お料理説明・背景
海から程近い場所に位置しているローマ。
それでも魚を食べる日は火曜と金曜という習わしは昔から変わらない。
ローマ郊外の、車を5分も走らせたら海が広がる地に住んでいるアンナリータでさえ、その決まりを忠実に守っている。「月曜に魚を!」などと言おうものなら、「絶対に新鮮な魚が入ってきているはずがないから、明日にしましょう!」と言われてしまうのである。実際には、海に近いアンナリータの住む町の魚屋には、悪天候の翌日以外は毎日新鮮な魚が入荷しているから、習慣とはおもしろいと痛感せざるを得ない。
日本と同様に海に囲まれているイタリア。シーフードがおいしいというイメージを持つ人が多いかもしれない。日本のように四季のあるイタリアではあるが、魚屋をみている限り、日本ほどには季節の魚が充実していないような気がする。季節感を感じるのはウニや桜鯛だが、それ以外は常時目にする見慣れた魚たちである。そしてその種類も日本のようには恵まれていない。つくづく日本は海の幸が豊富な国なのだと実感する。
日本では常時目にするホタテも、ここラツィオ州ではかなり貴重な存在で、なかなか入手することができない。そのためか、祝い事がある時に食することが多いようだ。たとえばアンナリータは、昨年のクリスマスにホタテ貝のオーブン焼きを作っていたそう。
「素材がおいしいから、あまりあれこれ手を加える必要はないの。でもだからこそホタテの味を生かすものが必要ね」。そう言いながら、赤の可愛らしいキッチンツールでピスタチオを細かく砕き始めたアンナリータ。ピスタチオはもちろん、最高のブランドとして知られるシチリアのブロンテ産である。
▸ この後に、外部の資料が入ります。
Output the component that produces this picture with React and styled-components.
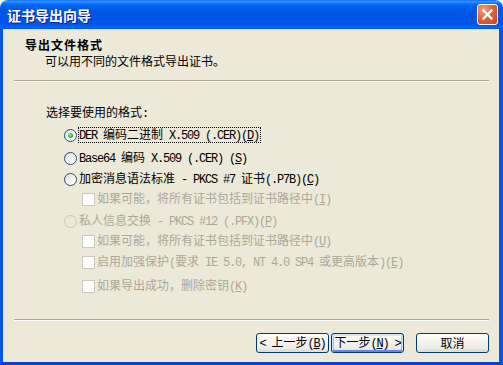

それにしてもピスタチオとオレンジがこんなに相性が良いだなんて! 魚介をフルーツやナッツ類と組み合わせるだけで、見た目にも味にも深みが加わる。こんなに簡単に作れておいしいのだから、クリスマスメニューになるはずである。
さらにアンナリータは続ける。
『今日はピスタチオを使ったけれど、ハーブチョッパーはもともとイタリアンパセリやタイムを刻むものなの。刻んだハーブにパン粉やパルミジャーノ、塩を混ぜて野菜の上に乗せて焼くだけでも乙な一品になるわ。ムール貝に乗せて調理すればレストラン顔負けの味よ』。
ホタテの次はムール貝。またまたワインが進んでしまう……。
肩の力を入れずに作ることができるこれらの料理の美味、みなさまもぜひご家族やご友人に披露してはいかが?